Echo lines are a wonderful way to fill the empty spaces between the shapes on your quilt tops. Here, Andi Perejda (instructor of the online Craftsy class Hand-Quilting: Heirloom Design and Technique), demonstrates how to create these echo lines, and with it visual interest and depth.
Hi, I’m Andi Perejda, hand-quilting instructor for Craftsy.com. I’m here to show you how to make echo lines between different objects on your quilt top.
Okay, so let’s just draw a potential quilting motif here on the paper. Let’s draw the edge of an oak leaf like so. And it continues off this way. Then we’ll put a little flower over here. And we’ll put another round shape over here. So how do we echo in between these different motifs?

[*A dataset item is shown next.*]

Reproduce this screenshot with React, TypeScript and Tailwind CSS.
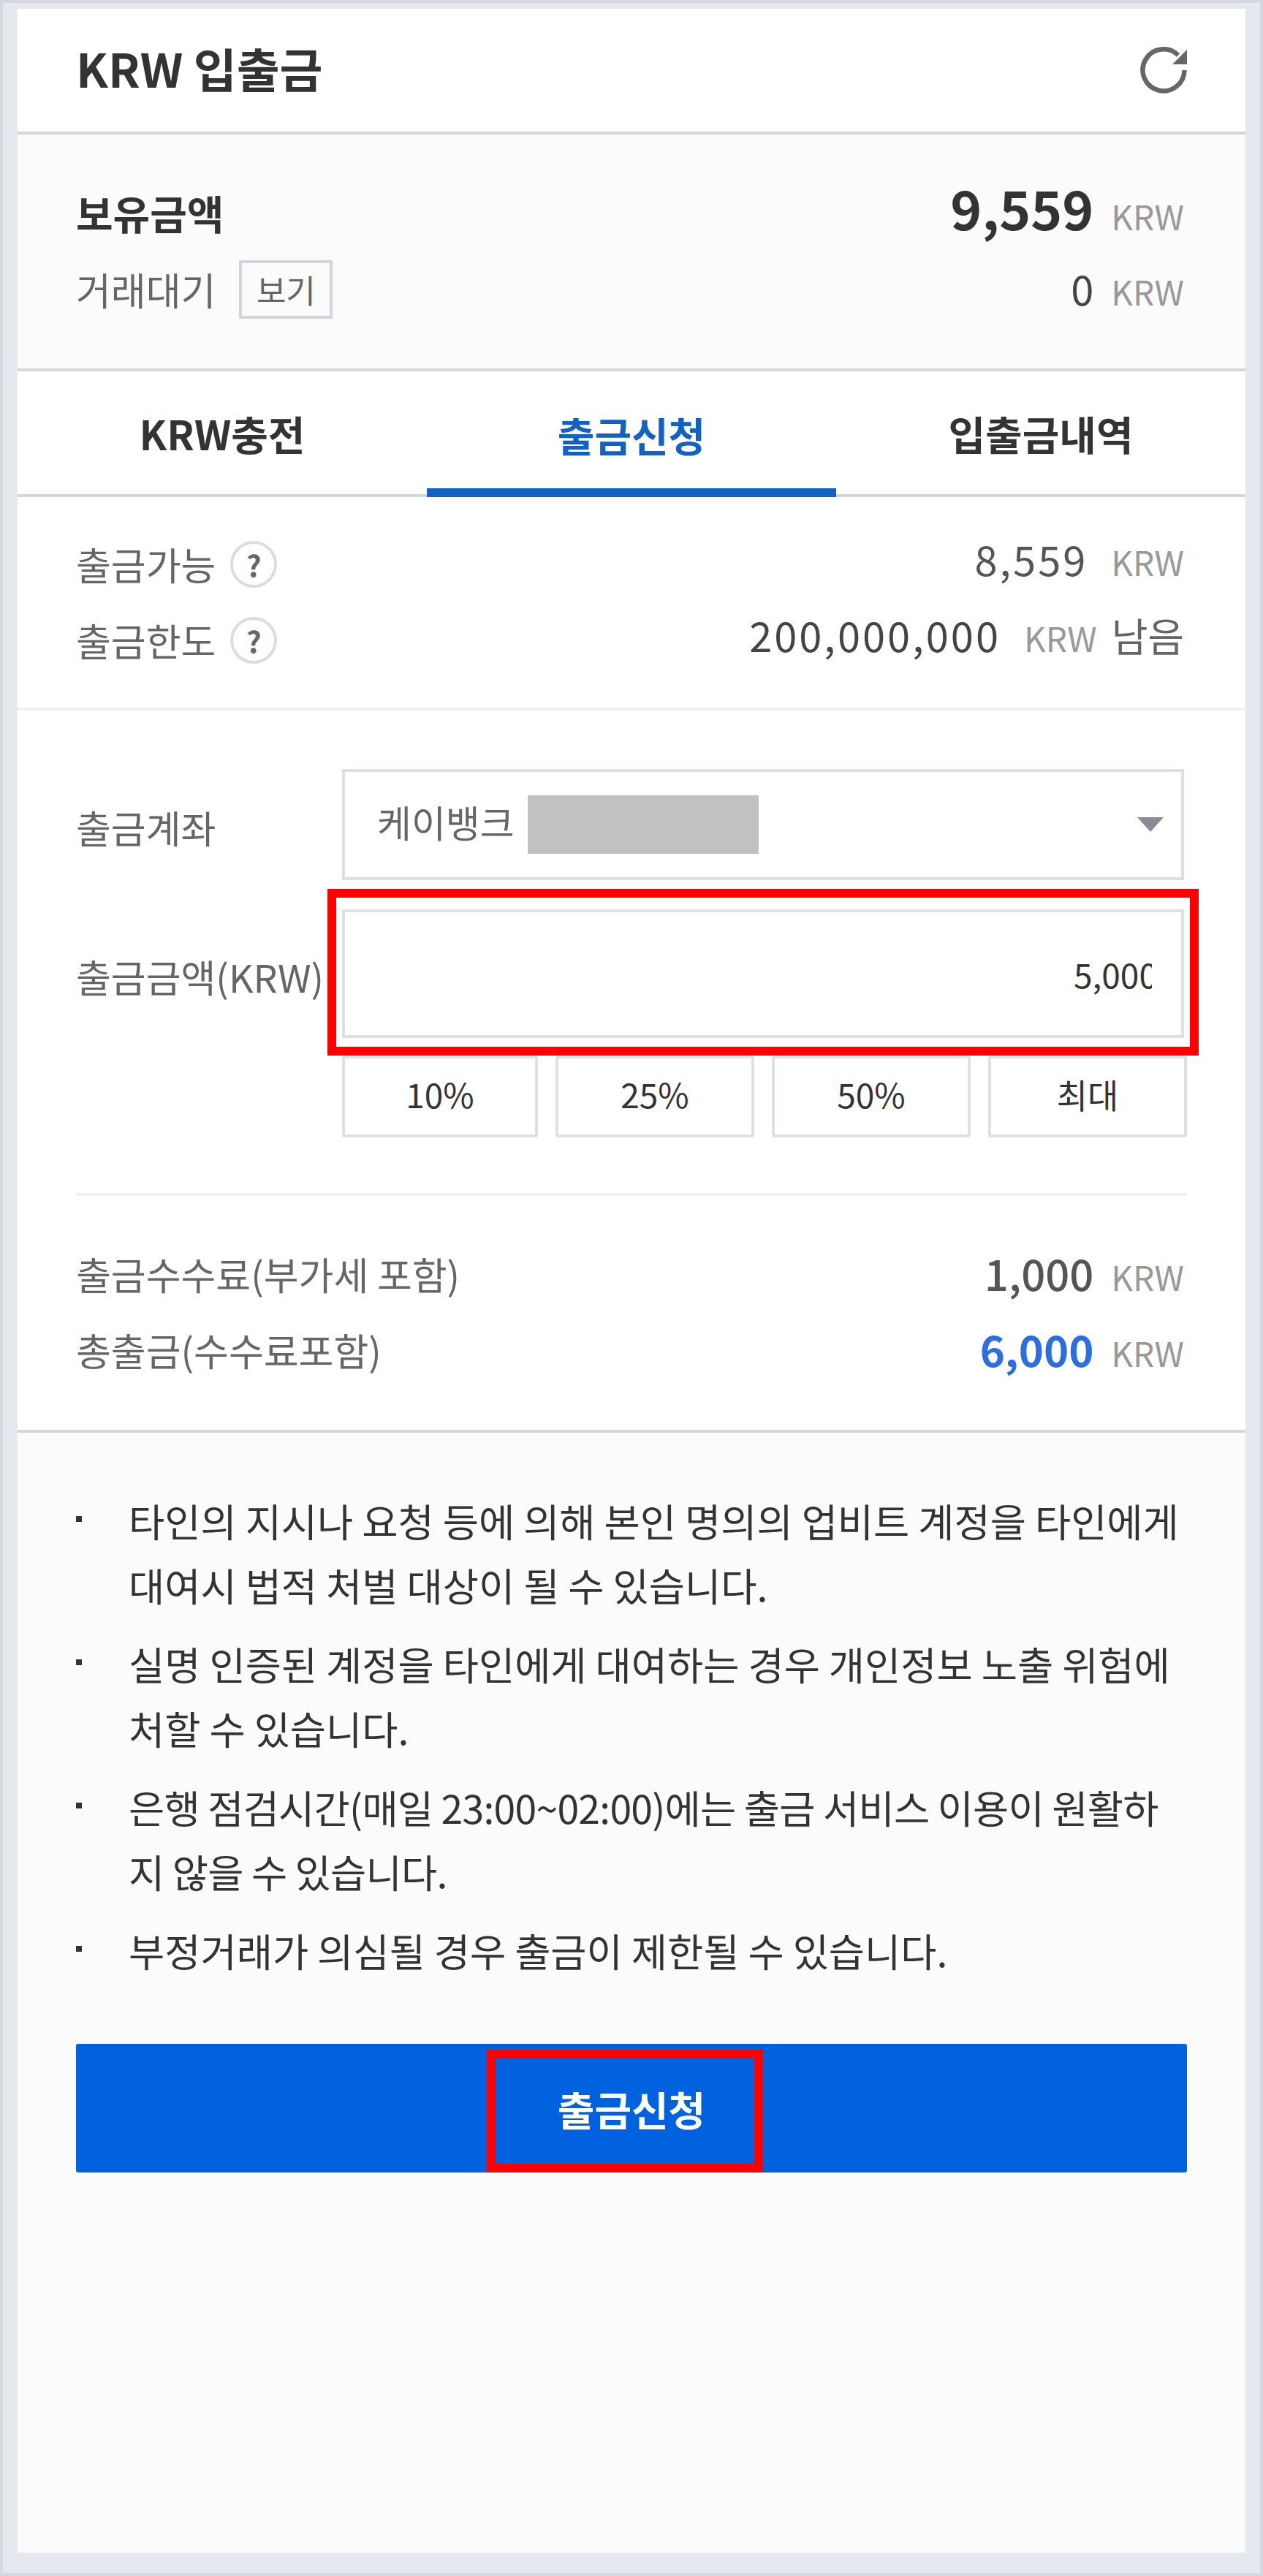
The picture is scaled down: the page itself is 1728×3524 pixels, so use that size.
import React from 'react';

const kr = "font-['Noto_Sans_CJK_KR','Noto_Sans',sans-serif]";

function Krw() {
  return <span className="ml-6 mr-1 text-[46px] font-normal tracking-normal text-[#999]">KRW</span>;
}

function Help() {
  return (
    <span className="ml-[20px] flex h-16 w-16 items-center justify-center rounded-full border-4 border-[#ddd] text-[40px] leading-none font-bold text-[#666]">
      ?
    </span>
  );
}

function Notice({ children }: { children: React.ReactNode }) {
  return (
    <li className="relative pl-[72px]">
      <span className="absolute left-0 top-[38px] h-2 w-2 bg-[#333]" />
      {children}
    </li>
  );
}

export default function App() {
  return (
    <div className={`h-[3524px] border-4 border-[#d5d8de] bg-[#e5e8ed] px-5 pb-7 pt-2 ${kr}`}>
      <div className="flex h-[3480px] flex-col bg-white">
        {/* Title */}
        <div className="flex h-[172px] items-center justify-between border-b-4 border-[#d4d4da] px-20">
          <h1 className="pb-2 text-[64px] font-bold text-[#333]">KRW 입출금</h1>
          <svg width="64" height="64" viewBox="0 0 64 64" fill="none" stroke="#666" strokeWidth="6.5">
            <path d="M60.5 32A28.5 28.5 0 1 1 52 11.5" />
            <path d="M64 4v20H44z" fill="#666" stroke="none" />
          </svg>
        </div>

        {/* Balance */}
        <div className="flex h-[324px] flex-col justify-center gap-[28px] border-b-4 border-[#d4d4da] bg-[#fbfbfb] px-20">
          <div className="flex h-[76px] items-center justify-between">
            <span className="text-[55px] font-bold text-[#333]">보유금액</span>
            <span className="flex items-baseline pb-3 text-[73px] font-bold text-[#333]">9,559<Krw /></span>
          </div>
          <div className="flex h-[80px] items-center justify-between">
            <span className="flex items-center text-[52px] text-[#666]">
              거래대기
              <span className="ml-8 flex h-20 w-32 items-center justify-center border-4 border-[#d4d4da] text-[44px]">보기</span>
            </span>
            <span className="flex items-baseline pb-1 text-[56px] text-[#444]">0<Krw /></span>
          </div>
        </div>

        {/* Tabs */}
        <div className="flex h-[172px] border-b-4 border-[#d4d4da] text-[55px] font-bold text-[#333]">
          <div className="flex flex-1 items-center justify-center">KRW충전</div>
          <div className="-mb-1 flex flex-1 items-center justify-center border-b-[12px] border-[#1261c4] pt-[12px] text-[#1261c4]">출금신청</div>
          <div className="flex flex-1 items-center justify-center">입출금내역</div>
        </div>

        {/* Limits */}
        <div className="flex h-[292px] flex-col gap-[40px] border-b-4 border-[#f1f1f4] px-20 pt-[60px] text-[52px] text-[#666]">
          <div className="flex h-[64px] items-center justify-between">
            <span className="flex items-center">출금가능<Help /></span>
            <span className="flex items-baseline pb-4 text-[56px] tracking-[3px] text-[#555]">8,559<span className="w-2" /><Krw /></span>
          </div>
          <div className="flex h-[64px] items-center justify-between">
            <span className="flex items-center">출금한도<Help /></span>
            <span className="flex items-baseline pb-4 pr-1 text-[56px] tracking-[3px] text-[#444]">
              200,000,000<span className="w-2" /><Krw />
              <span className="ml-4 text-[54px] tracking-normal text-[#666]">남음</span>
            </span>
          </div>
        </div>

        {/* Form */}
        <div className="flex flex-col px-20 pt-20 text-[52px] text-[#666]">
          <div className="flex items-center">
            <span className="w-[364px] pt-2">출금계좌</span>
            <div className="flex h-[152px] w-[1152px] items-center justify-between border-4 border-[#dfe0e6] pl-11 pr-[24px]">
              <span className="flex items-center text-[51px]">
                <span className="pb-2">케이뱅크</span>
                <span className="ml-[18px] h-20 w-[316px] bg-[#c1c1c1]" />
              </span>
              <span className="h-0 w-0 border-x-[18px] border-t-[20px] border-x-transparent border-t-[#888b93]" />
            </div>
          </div>
          <div className="relative mt-10 flex items-center">
            <span className="w-[364px] pt-2">출금금액(KRW)</span>
            <div className="flex h-[176px] w-[1152px] items-center justify-end border-4 border-[#dfe0e6] pr-10 text-[46px] text-[#333]">
              <span className="w-[107px] overflow-hidden whitespace-nowrap">5,000</span>
            </div>
            <div className="absolute left-[344px] top-[-28px] h-[228px] w-[1192px] border-[12px] border-[#ff0000]" />
          </div>
          <div className="mt-6 ml-[364px] flex gap-6 text-[46px] text-[#333]">
            <button className="h-[112px] w-[268px] rounded-[3px] border-4 border-[#dfe0e6] pb-2">10%</button>
            <button className="h-[112px] w-[272px] rounded-[3px] border-4 border-[#dfe0e6] pb-2">25%</button>
            <button className="h-[112px] w-[272px] rounded-[3px] border-4 border-[#dfe0e6] pb-2">50%</button>
            <button className="h-[112px] w-[272px] rounded-[3px] border-4 border-[#dfe0e6] pb-2">최대</button>
          </div>
          <div className="mt-[76px] h-1 bg-[#f1f1f4]" />
          <div className="mt-[76px] flex h-[66px] items-center justify-between">
            <span className="pb-1">출금수수료(부가세 포함)</span>
            <span className="flex items-baseline pb-2 text-[58px] font-medium text-[#555]">1,000<Krw /></span>
          </div>
          <div className="mt-[38px] flex h-[66px] items-center justify-between">
            <span className="pb-1">총출금(수수료포함)</span>
            <span className="flex items-baseline pb-2 text-[58px] font-bold text-[#2a6ee0]">6,000<Krw /></span>
          </div>
        </div>

        {/* Notices */}
        <div className="mt-[74px] flex-1 border-t-4 border-[#d4d4da] bg-[#fbfbfb] px-20 pt-[76px]">
          <ul className="flex flex-col gap-5 text-[53.5px] leading-[88px] text-[#333]">
            <Notice>타인의 지시나 요청 등에 의해 본인 명의의 업비트 계정을 타인에게 대여시 법적 처벌 대상이 될 수 있습니다.</Notice>
            <Notice>실명 인증된 계정을 타인에게 대여하는 경우 개인정보 노출 위험에 처할 수 있습니다.</Notice>
            <Notice>
              <span className="tracking-[-0.75px]">은행 점검시간(매일 23:00~02:00)에는 출금 서비스 이용이 원활하<br />지 않을 수 있습니다.</span>
            </Notice>
            <Notice>부정거래가 의심될 경우 출금이 제한될 수 있습니다.</Notice>
          </ul>
          <div className="relative mt-[84px]">
            <button className="h-[176px] w-full rounded-[3px] bg-[#0062df] text-[55px] font-bold text-white">출금신청</button>
            <div className="absolute bottom-0 left-[562px] h-[168px] w-[378px] border-[12px] border-[#ff0000]" />
          </div>
        </div>
      </div>
    </div>
  );
}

Well, we start out echoing each one individually, like so. And you can see they continue off in another direction for each one of these. So it’s not a closed area in here. It’s an open area. And here. Okay? So we continue to do this as we approach the center. We have to make a few decisions about how to bring these lines together so that they look graceful.
Now, here we’re finding that this is getting pretty narrow. So instead of continuing this line, I’m going to stop it right now. And I’m going to bring in a line around this one, this shape. So now we have three lines, one two three, around each piece. And we see that we can’t really continue this line in here unless we reduce the spacing. So in order to keep the spacing about the same, we’re going to go like so. Now here again, it gets narrow again. So I’m going to reverse direction and go to here, and go to here, and go to here. And so forth, until I find that, really, the space is getting reduced so much, I’ll just end it like that. Then we can pick up and quilt here, and here, and maybe here, this small little area. And another here. And so that is how you fill an area between motifs that is open and continues on in other spaces.
So here’s an example on a real quilt. This is my breadfruit quilt. You can see in this area, we have the leaves of the breadfruit coming in, a breadfruit fruit, and more leaves, and how I’ve filled it in with my wuilting stitches. I’ve gone around each piece. It’s open out here to another area. And I’ve just continued to fill it one line at a time. And actually, the ending stitches don’t even touch this line, they actually stop right there.